The Nicaraguan central bank (BCN) has sharply lowered its projection for economic growth this year, from 4.9 per cent to one per cent, while the productive sector – including manufacturing and farming – has accumulated losses of US$430 million, with more than 85,000 jobs lost.
But for Funides, the situation in the private sector is even “more dramatic”.
If the crisis continues into August, the foundation predicts the economy will contract by a jolting 5.6 per cent, with losses of US$1.4 billion in GDP.
The demonstrations, which began April 18, were sparked by an unpopular social security reform.
But after government forces responded with a repressive crackdown, protesters stepped up their demands, calling for the ouster of President Daniel Ortega and his wife, Vice President Rosario Murillo.
“Ortega has no choice but to move up the elections” that are now set for 2021, as the Catholic bishops serving as mediators have suggested, former central bank president Mario Arana of Funides told AFP.
Tourism had been growing for the last decade, with more than a million visitors a year, luring foreign and domestic investment in hotels and airstrips, mainly along the Pacific coast.
But now touristic areas like Granada, on the shores of Lake Nicaragua in the south, as well as the Pacific resorts and beaches, so recently teeming with visitors, are nearly empty.
Some tourist areas seem on the verge of collapse.
The Hotel Mukul, part of the Auberge Resorts Collection on the southern Pacific coast, once attracted the likes of movie stars Michael Douglas, Catherine ZetaJones and Morgan Freeman.
It has now ‘indefinitely’ closed its doors.
“The crisis...has negatively and dramatically affected the hospitality industry throughout the country, and Mukul is no exception,” said a statement on the website of the hotel owned by multimillionaire Carlos Pellas.

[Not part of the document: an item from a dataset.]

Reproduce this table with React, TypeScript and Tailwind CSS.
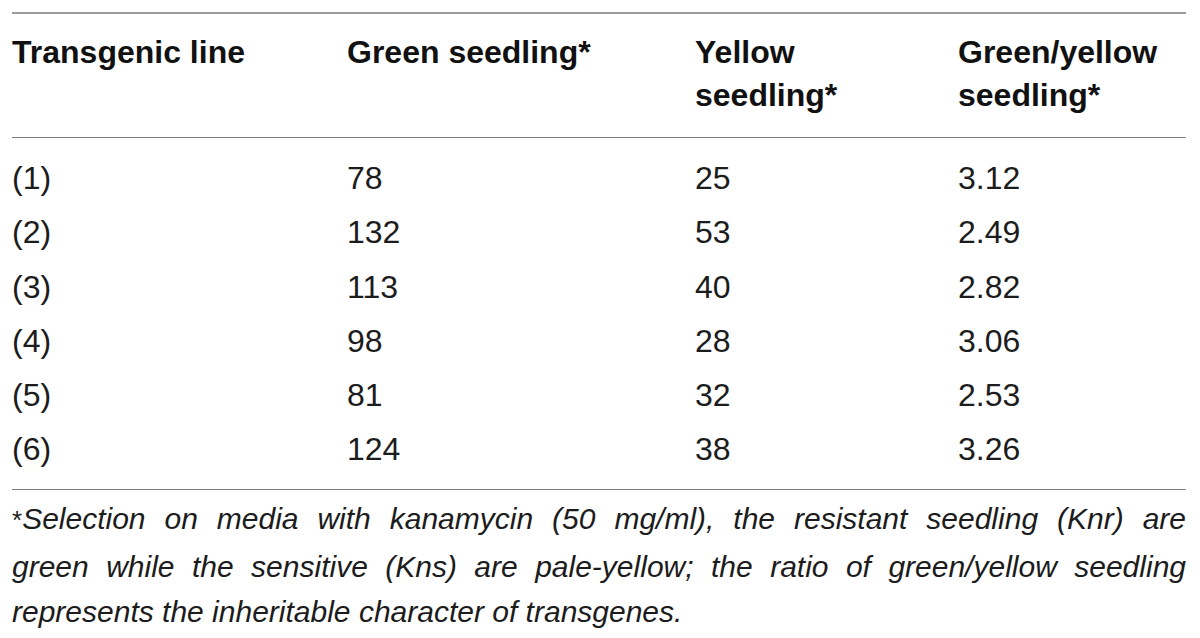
import React from "react";

const rows = [
  ["(1)", "78", "25", "3.12"],
  ["(2)", "132", "53", "2.49"],
  ["(3)", "113", "40", "2.82"],
  ["(4)", "98", "28", "3.06"],
  ["(5)", "81", "32", "2.53"],
  ["(6)", "124", "38", "3.26"],
];

export default function App() {
  return (
    <div className="w-[1200px] h-[638px] bg-white overflow-hidden" style={{ fontFamily: '"Liberation Sans", Arial, sans-serif' }}>
      <div className="ml-[12px] mr-[14px] pt-[12px]">
        <div className="h-[1.5px] bg-[#9c9c9c]" />
        <div className="grid grid-cols-[335px_348px_263px_1fr] pt-[17px] pb-[20px] text-[32px] leading-[43px] font-bold text-[#111]">
          <div>Transgenic line</div>
          <div>Green seedling*</div>
          <div>
            Yellow
            <br />
            seedling*
          </div>
          <div>
            Green/yellow
            <br />
            seedling*
          </div>
        </div>
        <div className="h-[1.5px] bg-[#7c7c7c]" />
        <div className="pt-[13px] pb-[12px] text-[32px] text-[#1c1c1c]">
          {rows.map((r) => (
            <div key={r[0]} className="grid grid-cols-[335px_348px_263px_1fr] h-[54.3px] leading-[54.3px]">
              {r.map((c, i) => (
                <div key={i}>{c}</div>
              ))}
            </div>
          ))}
        </div>
        <div className="h-[1.5px] bg-[#7c7c7c]" />
        <div className="pt-[6px] text-[30px] leading-[45.5px] italic text-[#1c1c1c]">
          <div className="whitespace-nowrap text-justify [text-align-last:justify]">
            <span className="not-italic text-[26px]">*</span>Selection on media with kanamycin (50 mg/ml), the resistant seedling (Knr) are
          </div>
          <div className="whitespace-nowrap text-justify [text-align-last:justify]">
            green while the sensitive (Kns) are pale-yellow; the ratio of green/yellow seedling
          </div>
          <div className="whitespace-nowrap">represents the inheritable character of transgenes.</div>
        </div>
      </div>
    </div>
  );
}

“It has become necessary to suspend operations due to the country’s loss in tourism and due to the lack of visits to the resort.”No less dramatic was the closing of the famous Casa de los Mejia, owned by singer-songwriters Carlos and Luis Enrique Mejia Godoy, after 20 years in operation.
A hostel owner in Managua who gave his name only as Marcos said that the credit card company had sent someone to check his payment terminal because it had been inactive for so long.